I am trying to fine tune t5 large on a seq2seq task on a sagemaker notebook to rewrite old content to fit new standards and formatting. I was able to fine tune t5-small, but haven’t been able to run the larger model. Even on larger ec2 instances, like the ml.g5.12xlarge im using, i run into this error:
CUDA out of memory. Tried to allocate 114.00 MiB (GPU 0; 22.20 GiB total capacity; 20.78 GiB already allocated; 74.06 MiB free; 21.15 GiB reserved in total by PyTorch) If reserved memory is >> allocated memory try setting max_split_size_mb to avoid fragmentation. See documentation for Memory Management and PYTORCH_CUDA_ALLOC_CONF
It seems like Trainer isn’t distributing the model. How can I change that? Seq2Seqtrainingarguments doesn’t have a nproc_per_node argument that i’ve seen commonly mentioned.
These are the training arguments:
batch_size = 1
model_name = "T5ForConditionalGeneration_workday"

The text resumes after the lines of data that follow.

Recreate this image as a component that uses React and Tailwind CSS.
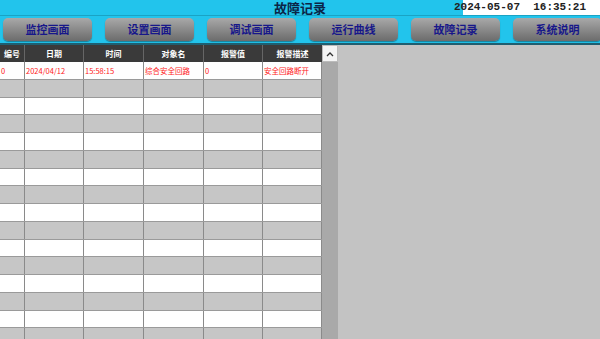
import React from "react";

const cols = [25, 59, 60, 60, 59, 59];
const heads = ["编号", "日期", "时间", "对象名", "报警值", "报警描述"];
const first = ["0", "2024/04/12", "15:58:15", "综合安全回路", "0", "安全回路断开"];
const navs = ["监控画面", "设置画面", "调试画面", "运行曲线", "故障记录", "系统说明"];

export default function App() {
  const rows = Array.from({ length: 16 }, (_, i) => i);
  return (
    <div
      className="w-[600px] h-[339px] overflow-hidden flex flex-col bg-[#c3c3c3]"
      style={{ fontFamily: '"Noto Sans CJK SC", "Liberation Sans", sans-serif' }}
    >
      {/* title bar */}
      <div className="h-[16px] flex bg-[#22c4ec] border-b border-[#1aa3c4] shrink-0">
        <div className="w-[137px]" />
        <div className="flex-1 flex items-center justify-center text-[13px] leading-[15px] text-[#0b2547] font-semibold">
          故障记录
        </div>
        <div
          className="w-[137px] bg-white flex items-center justify-end pr-[14px] text-[11px] font-bold text-[#222] whitespace-pre"
          style={{ fontFamily: '"Liberation Mono", monospace' }}
        >
          2024-05-07  16:35:21
        </div>
      </div>
      {/* nav bar */}
      <div className="h-[27px] bg-[#22c4ec] flex items-center gap-[13px] pl-[3px] shrink-0">
        {navs.map((n) => (
          <div
            key={n}
            className="w-[89px] h-[23px] shrink-0 rounded-[5px] bg-gradient-to-b from-[#a9a9a9] via-[#8a8a8a] to-[#6c6c6c] flex items-center justify-center text-[11px] font-bold text-[#17178a] shadow-[0_1px_1px_rgba(0,0,0,0.35)]"
          >
            {n}
          </div>
        ))}
      </div>
      <div className="h-[2px] bg-[#1f5e70] shrink-0" />
      {/* body */}
      <div className="flex flex-1 min-h-0">
        <div className="w-[322px] flex flex-col">
          <div className="h-[17px] flex bg-[#3a3a3a] shrink-0">
            {heads.map((h, i) => (
              <div
                key={h}
                style={{ width: cols[i] }}
                className="flex items-center justify-center text-[8px] font-bold text-white border-r border-[#666] last:border-r-0"
              >
                {h}
              </div>
            ))}
          </div>
          {rows.map((r) => (
            <div
              key={r}
              className={`h-[17.75px] flex shrink-0 border-b border-[#9a9a9a] ${r % 2 === 0 ? "bg-white" : "bg-[#c6c6c6]"}`}
            >
              {cols.map((w, i) => (
                <div
                  key={i}
                  style={{ width: w }}
                  className="flex items-center pl-[1px] text-[7.5px] text-[#ff1a1a] border-r border-[#8a8a8a] whitespace-nowrap overflow-hidden"
                >
                  {r === 0 ? first[i] : ""}
                </div>
              ))}
            </div>
          ))}
        </div>
        {/* scrollbar */}
        <div className="w-[16px] flex flex-col bg-[#a9a9a9]">
          <div className="h-[17px] bg-[#f4f4f4] border border-[#bbb] flex items-center justify-center">
            <svg width="8" height="6" viewBox="0 0 8 6">
              <path d="M1 5 L4 2 L7 5" fill="none" stroke="#333" strokeWidth="1.3" />
            </svg>
          </div>
        </div>
        <div className="flex-1 bg-[#c3c3c3]" />
      </div>
    </div>
  );
}
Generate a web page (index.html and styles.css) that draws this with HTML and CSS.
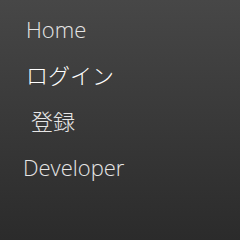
FILE: index.html
```html
<!DOCTYPE html>
<html lang="ja">
<head>
    <meta charset="UTF-8">
    <meta name="viewport" content="width=device-width, initial-scale=1.0">
    <title>Menu</title>
    <link rel="stylesheet" href="styles.css">
</head>
<body>
    <nav class="menu">
        <a class="menu-item" href="#">Home</a>
        <a class="menu-item menu-item--active" href="#">ログイン</a>
        <a class="menu-item menu-item--indent" href="#">登録</a>
        <a class="menu-item menu-item--dev" href="#">Developer</a>
    </nav>
</body>
</html>
```

FILE: styles.css
```css
html, body {
    height: 100%;
}

body {
    margin: 0;
    background: linear-gradient(to bottom, #474747, #2b2b2b);
    font-family: 'Open Sans', 'Noto Sans CJK JP', sans-serif;
    font-weight: 300;
    overflow: hidden;
}

.menu {
    display: flex;
    flex-direction: column;
    padding-top: 6px;
}

.menu-item {
    display: block;
    height: 46px;
    line-height: 46px;
    padding-left: 26px;
    font-size: 22px;
    color: #e6e6e6;
    text-decoration: none;
}

.menu-item--active {
    color: #ffffff;
}

.menu-item--indent {
    padding-left: 31px;
}

.menu-item--dev {
    padding-left: 23px;
}
```
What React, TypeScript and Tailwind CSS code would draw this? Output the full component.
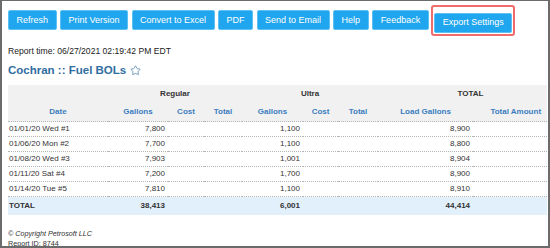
import React from "react";
import { Star } from "lucide-react";

const buttons = [
  "Refresh",
  "Print Version",
  "Convert to Excel",
  "PDF",
  "Send to Email",
  "Help",
  "Feedback",
];

const rows = [
  { date: "01/01/20 Wed #1", reg: "7,800", ultra: "1,100", load: "8,900" },
  { date: "01/06/20 Mon #2", reg: "7,700", ultra: "1,100", load: "8,800" },
  { date: "01/08/20 Wed #3", reg: "7,903", ultra: "1,001", load: "8,904" },
  { date: "01/11/20 Sat #4", reg: "7,200", ultra: "1,700", load: "8,900" },
  { date: "01/14/20 Tue #5", reg: "7,810", ultra: "1,100", load: "8,910" },
];

const Btn = ({ label }: { label: string }) => (
  <button
    type="button"
    className="h-[20px] px-[7.5px] rounded-[2px] border border-[#5cc0f3] bg-[#20a6ee] text-white text-[9px] leading-none"
  >
    {label}
  </button>
);

export default function App() {
  const cell = "h-[15px] border-b border-dotted border-[#b5b5b5] p-0 leading-none";
  const hd = "border-b border-dotted border-[#b5b5b5]";
  return (
    <div className="w-[550px] h-[248px] overflow-hidden bg-white border-t border-l-2 border-r-2 border-b-2 border-[#6b6b6b] font-['Liberation_Sans',Arial,sans-serif] text-[#333]">
      <div className="pl-[6px] pt-[7px]">
        <div className="flex items-center gap-[3.5px]">
          {buttons.map((b) => (
            <Btn key={b} label={b} />
          ))}
          <div className="-my-[3px] -ml-[1px] p-px border-2 border-[#f06b6b] rounded-[3px]">
            <Btn label="Export Settings" />
          </div>
        </div>

        <div className="mt-[14px] text-[8.6px] leading-none text-[#222]">
          Report time: 06/27/2021 02:19:42 PM EDT
        </div>

        <div className="mt-[10px] flex items-center gap-[4px] text-[11.5px] font-bold leading-none text-[#2f6e9f]">
          <span>Cochran :: Fuel BOLs</span>
          <Star size={11} strokeWidth={1.6} className="text-[#4a7ea8]" />
        </div>

        <table className="mt-[8px] w-[539px] table-fixed border-collapse text-[8px]">
          <colgroup>
            <col className="w-[100px]" />
            <col className="w-[60px]" />
            <col className="w-[36px]" />
            <col className="w-[38px]" />
            <col className="w-[61px]" />
            <col className="w-[35px]" />
            <col className="w-[40px]" />
            <col className="w-[95px]" />
            <col className="w-[74px]" />
          </colgroup>
          <thead className="bg-[#f1f1f1] font-bold">
            <tr className="h-[18px] text-[#333]">
              <th></th>
              <th colSpan={3} className="text-center">Regular</th>
              <th colSpan={3} className="text-center">Ultra</th>
              <th colSpan={2} className="text-center pl-[16px]">TOTAL</th>
            </tr>
            <tr className="h-[19px] text-[#3b7dbf]">
              <th className={`${hd} text-center`}>Date</th>
              <th className={`${hd} text-center`}>Gallons</th>
              <th className={`${hd} text-center`}>Cost</th>
              <th className={`${hd} text-center`}>Total</th>
              <th className={`${hd} text-center`}>Gallons</th>
              <th className={`${hd} text-center`}>Cost</th>
              <th className={`${hd} text-center`}>Total</th>
              <th className={`${hd} text-center`}>Load Gallons</th>
              <th className={`${hd} text-right pr-[6px]`}>Total Amount</th>
            </tr>
          </thead>
          <tbody>
            {rows.map((r) => (
              <tr key={r.date}>
                <td className={`${cell} pl-px`}>{r.date}</td>
                <td className={`${cell} text-right pr-[3px]`}>{r.reg}</td>
                <td className={cell}></td>
                <td className={cell}></td>
                <td className={`${cell} text-right pr-[3px]`}>{r.ultra}</td>
                <td className={cell}></td>
                <td className={cell}></td>
                <td className={`${cell} text-right pr-[3px]`}>{r.load}</td>
                <td className={cell}></td>
              </tr>
            ))}
            <tr className="h-[18px] bg-[#e2f0fb] font-bold">
              <td className="pl-px">TOTAL</td>
              <td className="text-right pr-[3px]">38,413</td>
              <td></td>
              <td></td>
              <td className="text-right pr-[3px]">6,001</td>
              <td></td>
              <td></td>
              <td className="text-right pr-[3px]">44,414</td>
              <td></td>
            </tr>
          </tbody>
        </table>

        <div className="mt-[14px] text-[7.2px] leading-[10px] text-[#333]">
          <div className="italic">© Copyright Petrosoft LLC</div>
          <div>Report ID: 8744</div>
        </div>
      </div>
    </div>
  );
}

args = Seq2SeqTrainingArguments(
f"{model_name}-finetuned-old_content-to-new_content",
overwrite_output_dir=True,
evaluation_strategy = "epoch",
learning_rate=2e-5,
per_device_train_batch_size=batch_size,
per_device_eval_batch_size=batch_size,
weight_decay=0.01,
num_train_epochs=3,
fp16=True,
optim="adafactor",
predict_with_generate=True
)
trainer = Seq2SeqTrainer(
model,
args,
train_dataset=small_train_dataset,
eval_dataset=small_eval_dataset,
data_collator=data_collator,
tokenizer=tokenizer,
compute_metrics=compute_metrics
)
trainer.train()